Set exercise -
Copy exactly the lines from the beginning of the data down to and including the line holding "string; done: boolean;", without any pictures.
>> START Data provided
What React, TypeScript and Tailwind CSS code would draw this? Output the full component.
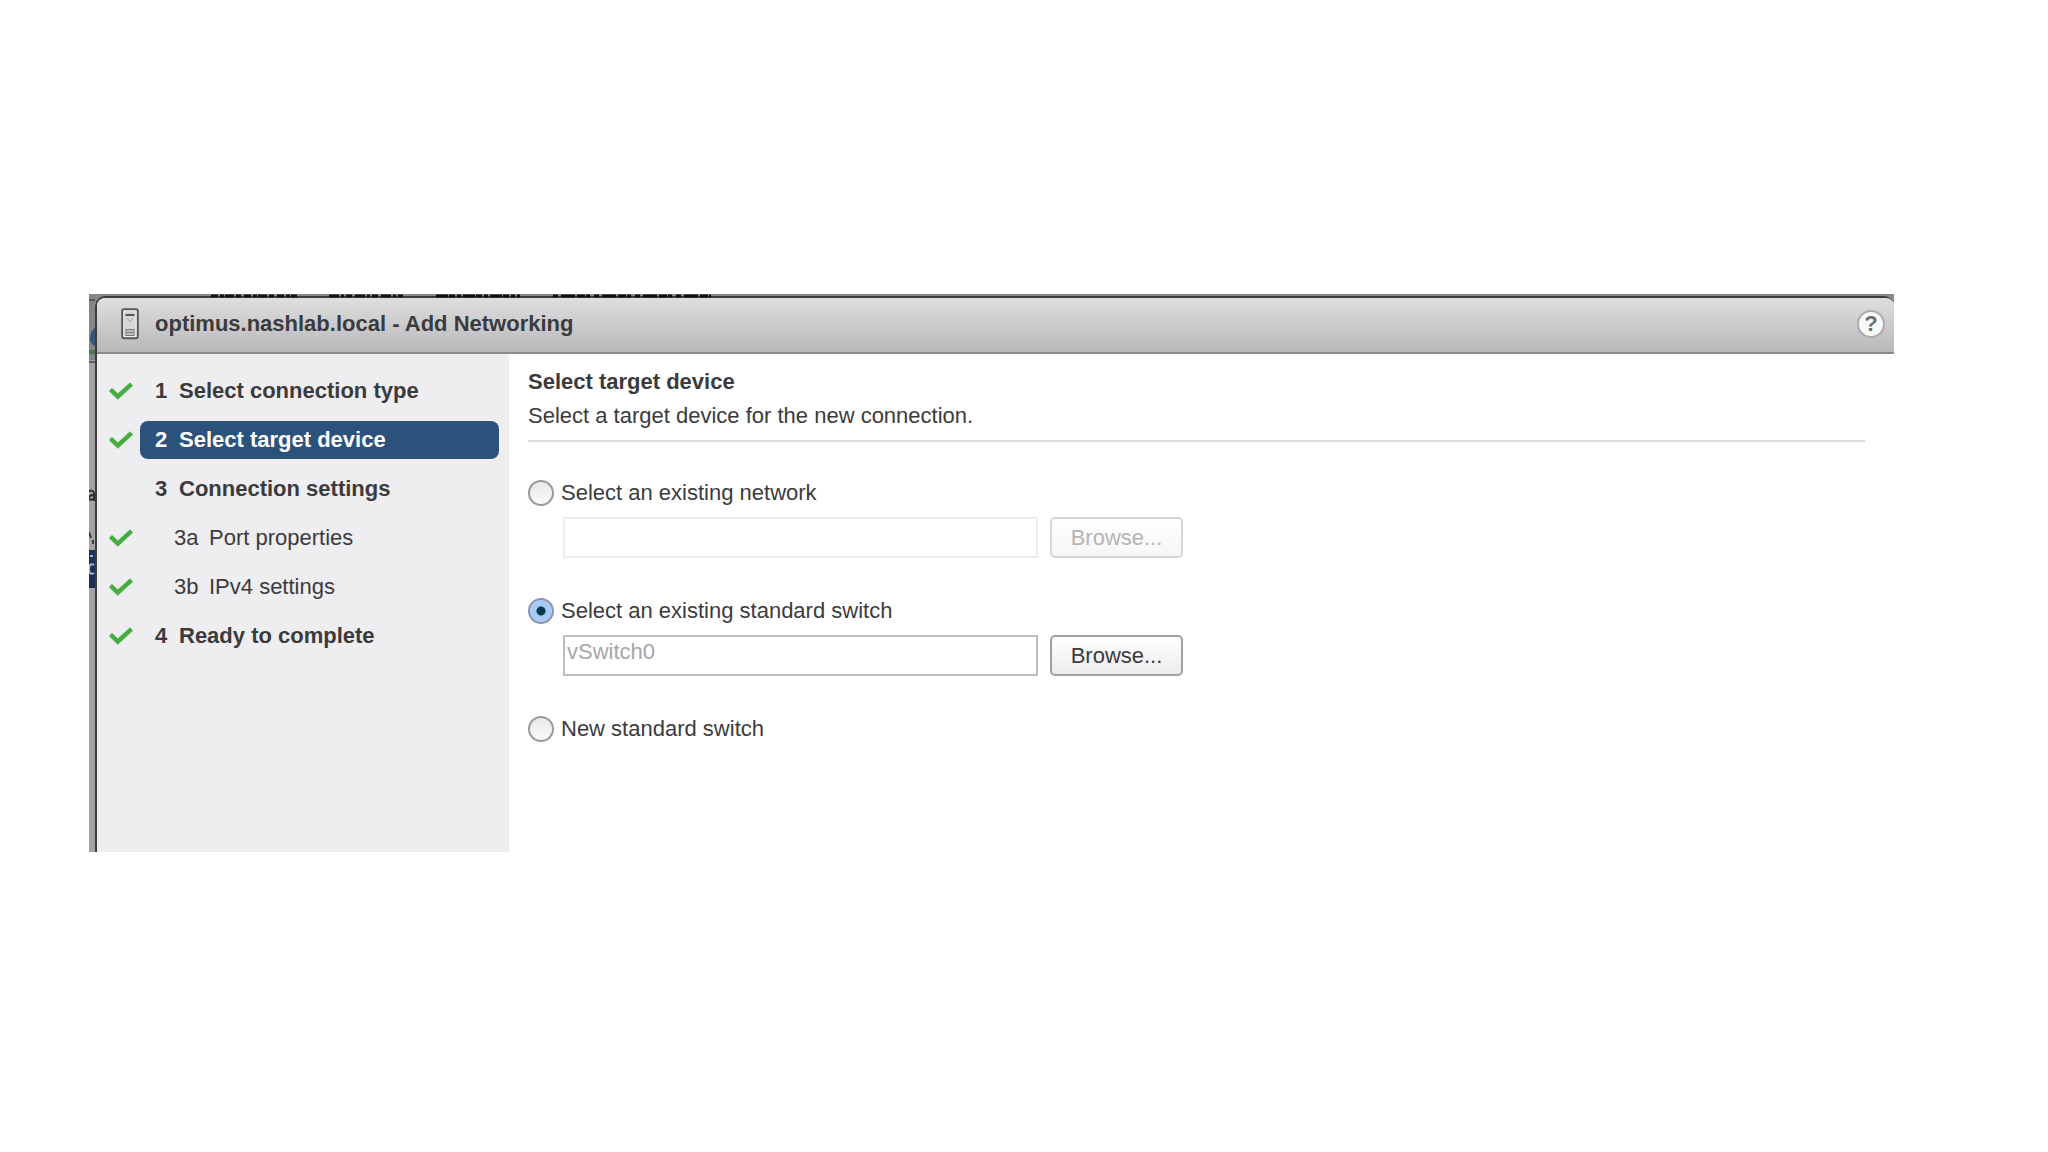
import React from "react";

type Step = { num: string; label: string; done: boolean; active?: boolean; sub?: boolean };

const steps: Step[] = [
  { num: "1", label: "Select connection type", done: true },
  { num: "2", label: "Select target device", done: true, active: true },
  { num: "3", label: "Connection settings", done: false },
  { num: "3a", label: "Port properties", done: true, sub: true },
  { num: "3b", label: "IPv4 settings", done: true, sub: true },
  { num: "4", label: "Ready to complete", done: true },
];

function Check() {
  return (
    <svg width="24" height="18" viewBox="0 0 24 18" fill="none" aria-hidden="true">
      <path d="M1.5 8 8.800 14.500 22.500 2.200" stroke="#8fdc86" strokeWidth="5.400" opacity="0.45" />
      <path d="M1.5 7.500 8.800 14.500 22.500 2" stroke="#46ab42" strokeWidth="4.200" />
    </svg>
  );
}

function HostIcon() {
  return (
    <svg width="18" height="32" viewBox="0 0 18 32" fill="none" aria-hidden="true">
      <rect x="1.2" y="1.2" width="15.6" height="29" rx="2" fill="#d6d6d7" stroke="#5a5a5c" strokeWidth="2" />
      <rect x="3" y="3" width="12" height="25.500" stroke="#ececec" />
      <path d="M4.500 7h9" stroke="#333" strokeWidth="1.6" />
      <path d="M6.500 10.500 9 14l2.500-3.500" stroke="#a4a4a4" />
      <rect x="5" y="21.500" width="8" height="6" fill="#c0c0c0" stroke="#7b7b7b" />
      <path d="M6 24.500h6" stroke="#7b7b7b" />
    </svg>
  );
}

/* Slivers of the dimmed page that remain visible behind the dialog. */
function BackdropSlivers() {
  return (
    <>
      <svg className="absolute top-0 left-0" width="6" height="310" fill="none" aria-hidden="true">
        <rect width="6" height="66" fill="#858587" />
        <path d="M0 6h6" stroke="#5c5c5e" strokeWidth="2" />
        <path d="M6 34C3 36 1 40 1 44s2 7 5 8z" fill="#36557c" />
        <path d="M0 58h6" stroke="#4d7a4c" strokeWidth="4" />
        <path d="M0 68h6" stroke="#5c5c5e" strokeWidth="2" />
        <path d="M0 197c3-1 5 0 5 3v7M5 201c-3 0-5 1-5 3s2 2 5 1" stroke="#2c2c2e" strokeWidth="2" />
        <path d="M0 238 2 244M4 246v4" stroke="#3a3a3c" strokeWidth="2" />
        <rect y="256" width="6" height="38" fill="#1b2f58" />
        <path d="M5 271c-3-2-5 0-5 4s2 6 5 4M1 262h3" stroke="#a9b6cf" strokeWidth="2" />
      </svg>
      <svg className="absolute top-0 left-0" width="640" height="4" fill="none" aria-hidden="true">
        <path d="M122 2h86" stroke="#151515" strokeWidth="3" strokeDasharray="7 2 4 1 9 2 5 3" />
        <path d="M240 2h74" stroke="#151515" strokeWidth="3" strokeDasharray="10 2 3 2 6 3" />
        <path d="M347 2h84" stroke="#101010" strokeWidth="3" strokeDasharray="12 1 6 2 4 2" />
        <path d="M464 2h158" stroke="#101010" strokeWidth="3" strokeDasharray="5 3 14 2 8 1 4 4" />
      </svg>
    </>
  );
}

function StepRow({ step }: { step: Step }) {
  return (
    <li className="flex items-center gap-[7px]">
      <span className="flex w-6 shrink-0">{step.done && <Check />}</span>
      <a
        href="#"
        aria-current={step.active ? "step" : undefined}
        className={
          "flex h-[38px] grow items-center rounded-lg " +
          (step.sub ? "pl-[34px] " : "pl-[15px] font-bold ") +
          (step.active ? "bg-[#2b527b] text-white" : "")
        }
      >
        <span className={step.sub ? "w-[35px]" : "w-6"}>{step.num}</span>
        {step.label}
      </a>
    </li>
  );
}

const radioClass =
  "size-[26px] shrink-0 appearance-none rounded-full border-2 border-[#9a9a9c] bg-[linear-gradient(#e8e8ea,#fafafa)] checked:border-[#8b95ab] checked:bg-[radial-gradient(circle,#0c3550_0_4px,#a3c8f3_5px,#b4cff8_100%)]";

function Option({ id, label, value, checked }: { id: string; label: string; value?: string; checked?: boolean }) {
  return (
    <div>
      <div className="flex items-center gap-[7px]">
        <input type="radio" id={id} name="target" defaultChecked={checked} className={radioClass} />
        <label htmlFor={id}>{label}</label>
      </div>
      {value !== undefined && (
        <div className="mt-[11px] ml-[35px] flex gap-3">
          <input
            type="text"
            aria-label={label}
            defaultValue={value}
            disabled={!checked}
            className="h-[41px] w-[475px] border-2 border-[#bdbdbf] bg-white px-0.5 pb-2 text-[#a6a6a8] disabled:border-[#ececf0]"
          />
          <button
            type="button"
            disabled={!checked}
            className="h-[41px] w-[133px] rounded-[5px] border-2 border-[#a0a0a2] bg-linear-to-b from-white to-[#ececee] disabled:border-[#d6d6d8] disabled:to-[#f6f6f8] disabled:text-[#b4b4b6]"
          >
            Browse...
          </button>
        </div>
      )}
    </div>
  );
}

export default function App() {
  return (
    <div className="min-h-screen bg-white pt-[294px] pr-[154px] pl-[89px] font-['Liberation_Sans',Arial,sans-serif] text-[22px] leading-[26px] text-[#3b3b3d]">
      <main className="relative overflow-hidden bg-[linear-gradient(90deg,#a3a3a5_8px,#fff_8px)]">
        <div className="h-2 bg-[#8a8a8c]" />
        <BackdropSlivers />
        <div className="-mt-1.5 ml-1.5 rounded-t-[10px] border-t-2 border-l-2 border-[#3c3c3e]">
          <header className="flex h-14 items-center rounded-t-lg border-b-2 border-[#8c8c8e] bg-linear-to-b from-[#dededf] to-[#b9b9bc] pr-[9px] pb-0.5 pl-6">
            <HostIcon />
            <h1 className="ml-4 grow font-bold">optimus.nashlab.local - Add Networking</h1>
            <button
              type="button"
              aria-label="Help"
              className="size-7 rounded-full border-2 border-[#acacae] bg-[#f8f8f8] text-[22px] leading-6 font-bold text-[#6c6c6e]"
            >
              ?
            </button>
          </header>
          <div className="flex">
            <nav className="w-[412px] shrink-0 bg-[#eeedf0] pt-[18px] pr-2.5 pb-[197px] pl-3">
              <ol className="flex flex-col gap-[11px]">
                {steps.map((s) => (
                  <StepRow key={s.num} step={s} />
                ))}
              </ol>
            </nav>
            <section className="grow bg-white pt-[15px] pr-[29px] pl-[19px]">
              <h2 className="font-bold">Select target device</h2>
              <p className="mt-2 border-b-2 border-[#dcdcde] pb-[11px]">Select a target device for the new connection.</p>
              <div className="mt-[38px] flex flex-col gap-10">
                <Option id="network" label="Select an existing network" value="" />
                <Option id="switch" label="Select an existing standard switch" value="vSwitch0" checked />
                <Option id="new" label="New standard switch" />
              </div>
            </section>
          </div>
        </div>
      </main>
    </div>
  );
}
>> END Data provided
Problem solution -
What React, TypeScript and Tailwind CSS code would draw this? Output the full component.
import React from "react";

type Step = { num: string; label: string; done: boolean; active?: boolean; sub?: boolean };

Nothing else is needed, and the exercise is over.